## Task instructions
Check every line of the entries for "components", and copy the lines that hold it.

## Task input

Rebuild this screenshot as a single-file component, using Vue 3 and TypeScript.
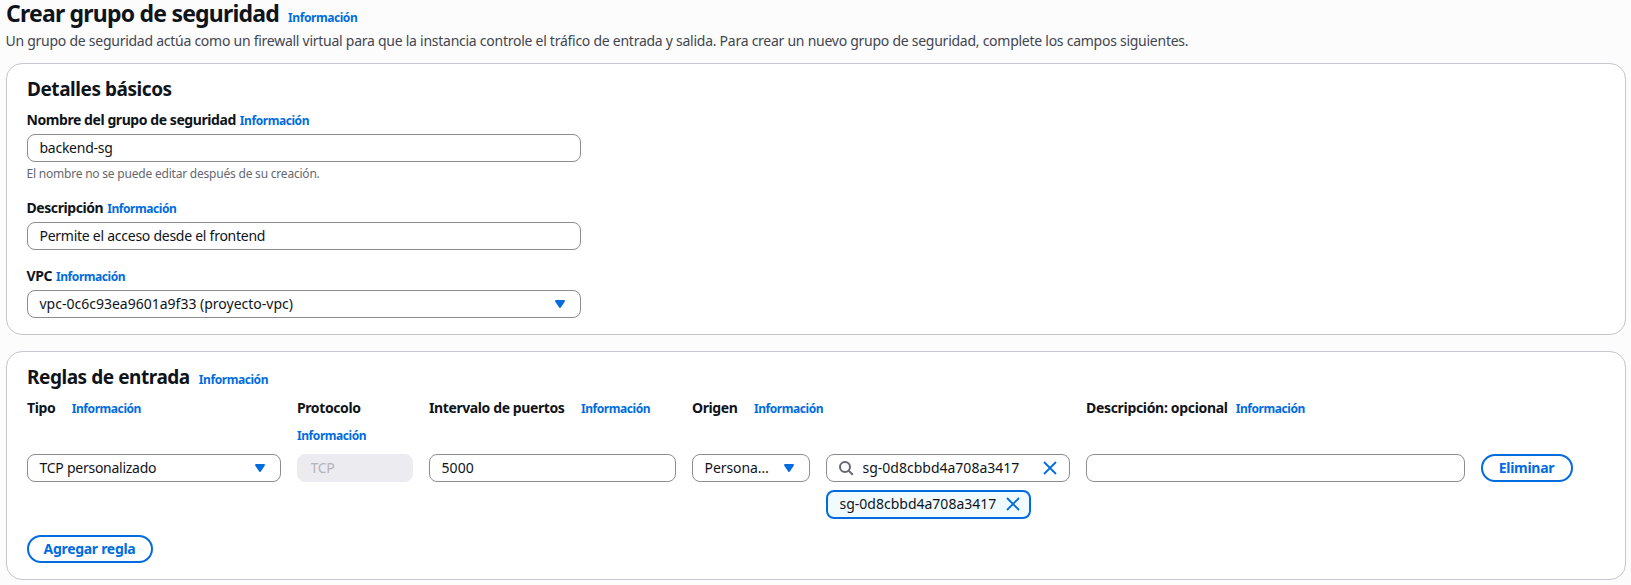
---
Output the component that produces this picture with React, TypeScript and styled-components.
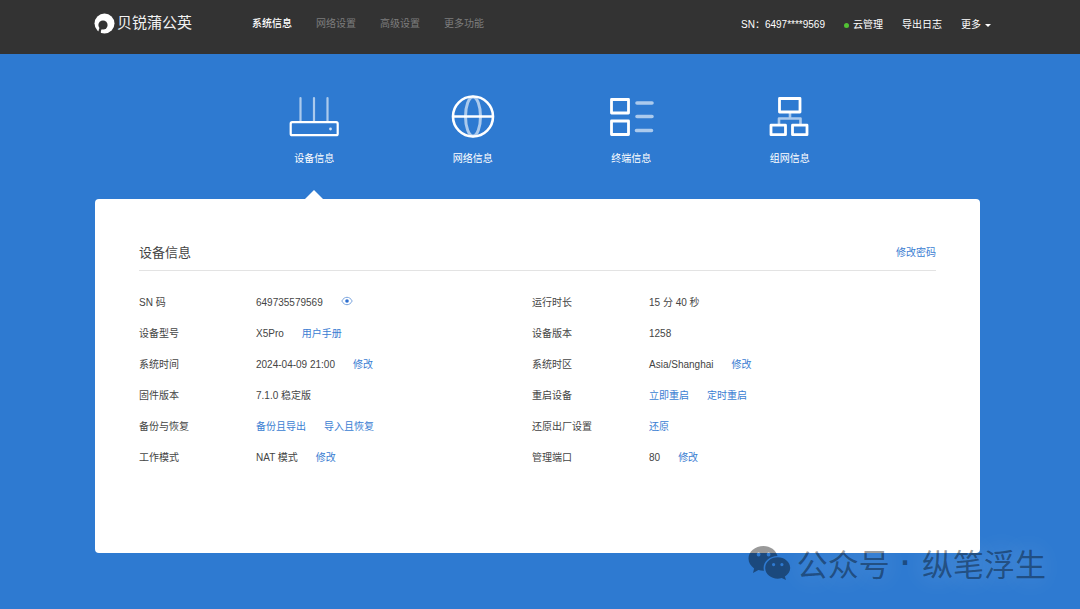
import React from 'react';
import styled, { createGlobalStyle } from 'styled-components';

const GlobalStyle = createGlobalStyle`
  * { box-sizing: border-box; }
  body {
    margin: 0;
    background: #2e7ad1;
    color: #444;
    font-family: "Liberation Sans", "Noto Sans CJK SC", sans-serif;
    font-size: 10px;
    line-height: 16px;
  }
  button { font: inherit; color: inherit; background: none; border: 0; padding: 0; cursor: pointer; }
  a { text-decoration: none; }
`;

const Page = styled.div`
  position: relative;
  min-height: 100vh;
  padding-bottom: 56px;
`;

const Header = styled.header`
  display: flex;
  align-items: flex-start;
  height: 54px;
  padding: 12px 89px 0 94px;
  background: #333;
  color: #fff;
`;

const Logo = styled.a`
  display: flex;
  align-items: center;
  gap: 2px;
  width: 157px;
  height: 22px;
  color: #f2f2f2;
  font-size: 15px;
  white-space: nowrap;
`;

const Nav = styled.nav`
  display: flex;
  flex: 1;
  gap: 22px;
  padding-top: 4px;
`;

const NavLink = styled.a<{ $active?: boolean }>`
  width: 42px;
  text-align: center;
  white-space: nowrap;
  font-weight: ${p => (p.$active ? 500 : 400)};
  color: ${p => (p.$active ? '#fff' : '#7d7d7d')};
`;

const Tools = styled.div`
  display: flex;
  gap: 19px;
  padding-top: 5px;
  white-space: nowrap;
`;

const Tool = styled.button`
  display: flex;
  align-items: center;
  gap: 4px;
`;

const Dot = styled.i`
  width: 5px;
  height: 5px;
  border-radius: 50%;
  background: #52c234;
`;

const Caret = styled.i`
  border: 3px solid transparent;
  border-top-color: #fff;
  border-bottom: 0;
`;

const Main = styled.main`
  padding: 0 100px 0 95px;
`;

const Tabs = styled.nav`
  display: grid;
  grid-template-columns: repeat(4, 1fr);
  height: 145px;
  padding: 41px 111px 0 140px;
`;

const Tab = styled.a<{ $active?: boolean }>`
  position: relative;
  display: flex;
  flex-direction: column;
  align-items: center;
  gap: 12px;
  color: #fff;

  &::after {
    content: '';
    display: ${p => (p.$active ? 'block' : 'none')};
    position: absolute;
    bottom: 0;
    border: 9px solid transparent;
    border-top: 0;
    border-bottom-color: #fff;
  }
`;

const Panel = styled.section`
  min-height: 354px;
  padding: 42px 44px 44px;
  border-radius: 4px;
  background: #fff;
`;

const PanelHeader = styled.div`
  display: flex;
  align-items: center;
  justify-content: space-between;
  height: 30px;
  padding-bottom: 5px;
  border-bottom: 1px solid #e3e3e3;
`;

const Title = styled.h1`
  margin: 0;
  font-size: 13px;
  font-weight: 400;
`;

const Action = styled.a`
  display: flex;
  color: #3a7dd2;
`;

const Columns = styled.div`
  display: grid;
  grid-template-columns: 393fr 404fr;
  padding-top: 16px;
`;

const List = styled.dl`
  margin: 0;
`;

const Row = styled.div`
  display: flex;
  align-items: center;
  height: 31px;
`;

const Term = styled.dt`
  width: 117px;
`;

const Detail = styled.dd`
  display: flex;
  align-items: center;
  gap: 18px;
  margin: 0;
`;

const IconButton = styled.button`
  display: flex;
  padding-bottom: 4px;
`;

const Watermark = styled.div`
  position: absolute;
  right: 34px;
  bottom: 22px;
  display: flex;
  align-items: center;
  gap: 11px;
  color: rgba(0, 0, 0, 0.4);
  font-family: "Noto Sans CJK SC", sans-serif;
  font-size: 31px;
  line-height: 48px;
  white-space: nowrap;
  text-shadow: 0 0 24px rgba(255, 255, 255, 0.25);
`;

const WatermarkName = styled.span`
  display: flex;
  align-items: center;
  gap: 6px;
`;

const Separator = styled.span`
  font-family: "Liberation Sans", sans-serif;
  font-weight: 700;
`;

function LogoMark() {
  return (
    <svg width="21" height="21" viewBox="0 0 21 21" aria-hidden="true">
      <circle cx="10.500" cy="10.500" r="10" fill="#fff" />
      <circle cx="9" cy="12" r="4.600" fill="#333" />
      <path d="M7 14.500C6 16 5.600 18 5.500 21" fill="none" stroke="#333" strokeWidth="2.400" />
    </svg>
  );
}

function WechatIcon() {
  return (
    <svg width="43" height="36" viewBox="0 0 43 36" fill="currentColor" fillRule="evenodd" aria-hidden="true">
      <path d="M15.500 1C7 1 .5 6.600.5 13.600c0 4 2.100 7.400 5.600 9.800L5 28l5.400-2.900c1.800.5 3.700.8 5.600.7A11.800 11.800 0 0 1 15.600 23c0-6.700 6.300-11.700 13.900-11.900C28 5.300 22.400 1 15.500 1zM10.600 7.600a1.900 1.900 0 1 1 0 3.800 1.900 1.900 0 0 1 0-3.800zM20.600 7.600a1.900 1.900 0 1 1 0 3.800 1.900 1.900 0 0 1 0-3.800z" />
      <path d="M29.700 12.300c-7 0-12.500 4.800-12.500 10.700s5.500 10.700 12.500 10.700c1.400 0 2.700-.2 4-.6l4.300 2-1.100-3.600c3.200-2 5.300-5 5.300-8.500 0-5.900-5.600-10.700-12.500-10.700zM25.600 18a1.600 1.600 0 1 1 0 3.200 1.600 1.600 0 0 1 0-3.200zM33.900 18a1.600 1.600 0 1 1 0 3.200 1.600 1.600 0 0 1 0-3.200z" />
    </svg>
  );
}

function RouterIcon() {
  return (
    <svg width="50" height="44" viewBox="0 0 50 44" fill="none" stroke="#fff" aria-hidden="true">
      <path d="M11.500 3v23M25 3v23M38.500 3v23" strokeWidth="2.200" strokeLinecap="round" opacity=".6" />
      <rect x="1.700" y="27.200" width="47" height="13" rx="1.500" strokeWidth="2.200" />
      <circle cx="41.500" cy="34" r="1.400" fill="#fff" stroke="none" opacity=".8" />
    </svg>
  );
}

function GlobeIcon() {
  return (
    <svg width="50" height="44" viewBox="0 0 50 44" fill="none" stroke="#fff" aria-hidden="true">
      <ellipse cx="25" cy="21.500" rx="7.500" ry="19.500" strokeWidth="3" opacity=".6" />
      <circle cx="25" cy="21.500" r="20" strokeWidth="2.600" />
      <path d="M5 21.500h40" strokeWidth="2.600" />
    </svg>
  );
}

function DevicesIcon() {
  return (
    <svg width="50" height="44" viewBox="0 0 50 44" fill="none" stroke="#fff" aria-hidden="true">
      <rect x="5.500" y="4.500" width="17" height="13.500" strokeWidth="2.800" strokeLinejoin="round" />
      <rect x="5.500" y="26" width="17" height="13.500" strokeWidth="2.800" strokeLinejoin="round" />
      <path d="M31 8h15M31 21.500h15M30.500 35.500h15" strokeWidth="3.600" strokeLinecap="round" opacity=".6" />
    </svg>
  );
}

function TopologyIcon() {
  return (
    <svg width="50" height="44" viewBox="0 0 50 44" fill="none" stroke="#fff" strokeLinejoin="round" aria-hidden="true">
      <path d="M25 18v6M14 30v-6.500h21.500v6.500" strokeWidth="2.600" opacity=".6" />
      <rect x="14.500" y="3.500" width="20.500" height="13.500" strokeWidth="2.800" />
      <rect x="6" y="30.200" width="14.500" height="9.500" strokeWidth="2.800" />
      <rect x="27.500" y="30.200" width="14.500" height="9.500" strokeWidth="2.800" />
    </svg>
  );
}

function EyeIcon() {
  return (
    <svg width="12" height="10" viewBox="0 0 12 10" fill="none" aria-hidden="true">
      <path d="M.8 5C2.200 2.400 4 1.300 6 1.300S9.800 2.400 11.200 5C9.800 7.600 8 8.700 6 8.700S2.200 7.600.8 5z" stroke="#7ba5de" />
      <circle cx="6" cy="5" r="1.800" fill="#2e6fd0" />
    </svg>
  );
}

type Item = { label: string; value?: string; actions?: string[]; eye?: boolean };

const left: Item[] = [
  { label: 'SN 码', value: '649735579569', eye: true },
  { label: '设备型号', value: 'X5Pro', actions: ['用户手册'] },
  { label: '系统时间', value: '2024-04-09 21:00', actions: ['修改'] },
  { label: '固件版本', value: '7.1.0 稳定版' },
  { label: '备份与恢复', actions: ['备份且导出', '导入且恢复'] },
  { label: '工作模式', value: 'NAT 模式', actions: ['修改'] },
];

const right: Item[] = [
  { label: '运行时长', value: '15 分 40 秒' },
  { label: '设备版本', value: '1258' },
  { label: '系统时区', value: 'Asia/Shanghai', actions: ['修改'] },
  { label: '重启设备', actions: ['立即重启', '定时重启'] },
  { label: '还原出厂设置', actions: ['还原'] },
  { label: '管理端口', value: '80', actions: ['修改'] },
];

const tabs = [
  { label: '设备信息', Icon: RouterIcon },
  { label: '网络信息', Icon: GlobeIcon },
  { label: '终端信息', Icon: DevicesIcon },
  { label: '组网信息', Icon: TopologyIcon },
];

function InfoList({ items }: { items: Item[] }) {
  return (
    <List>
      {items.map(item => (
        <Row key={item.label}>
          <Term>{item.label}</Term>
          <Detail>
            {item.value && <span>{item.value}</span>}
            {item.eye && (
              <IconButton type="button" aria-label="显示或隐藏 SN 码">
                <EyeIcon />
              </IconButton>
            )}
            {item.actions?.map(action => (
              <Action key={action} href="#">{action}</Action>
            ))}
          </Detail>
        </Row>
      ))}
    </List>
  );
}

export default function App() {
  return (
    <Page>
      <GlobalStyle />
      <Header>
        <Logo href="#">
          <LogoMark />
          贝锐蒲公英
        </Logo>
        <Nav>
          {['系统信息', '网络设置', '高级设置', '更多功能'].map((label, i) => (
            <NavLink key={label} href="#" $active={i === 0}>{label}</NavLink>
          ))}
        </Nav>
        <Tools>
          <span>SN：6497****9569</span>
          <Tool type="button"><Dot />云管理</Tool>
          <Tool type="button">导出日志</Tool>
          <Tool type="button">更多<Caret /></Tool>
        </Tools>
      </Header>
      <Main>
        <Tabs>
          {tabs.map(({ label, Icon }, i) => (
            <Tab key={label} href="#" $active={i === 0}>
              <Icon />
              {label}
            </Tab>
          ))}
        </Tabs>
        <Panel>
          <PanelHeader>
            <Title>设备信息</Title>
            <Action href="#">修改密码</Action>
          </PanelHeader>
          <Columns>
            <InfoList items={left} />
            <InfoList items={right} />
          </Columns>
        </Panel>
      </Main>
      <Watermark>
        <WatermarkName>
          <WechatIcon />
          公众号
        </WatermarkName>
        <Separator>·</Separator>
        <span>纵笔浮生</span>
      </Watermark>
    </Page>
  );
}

## The response
Output the component that produces this picture with React, TypeScript and styled-components.
import styled, { createGlobalStyle } from 'styled-components';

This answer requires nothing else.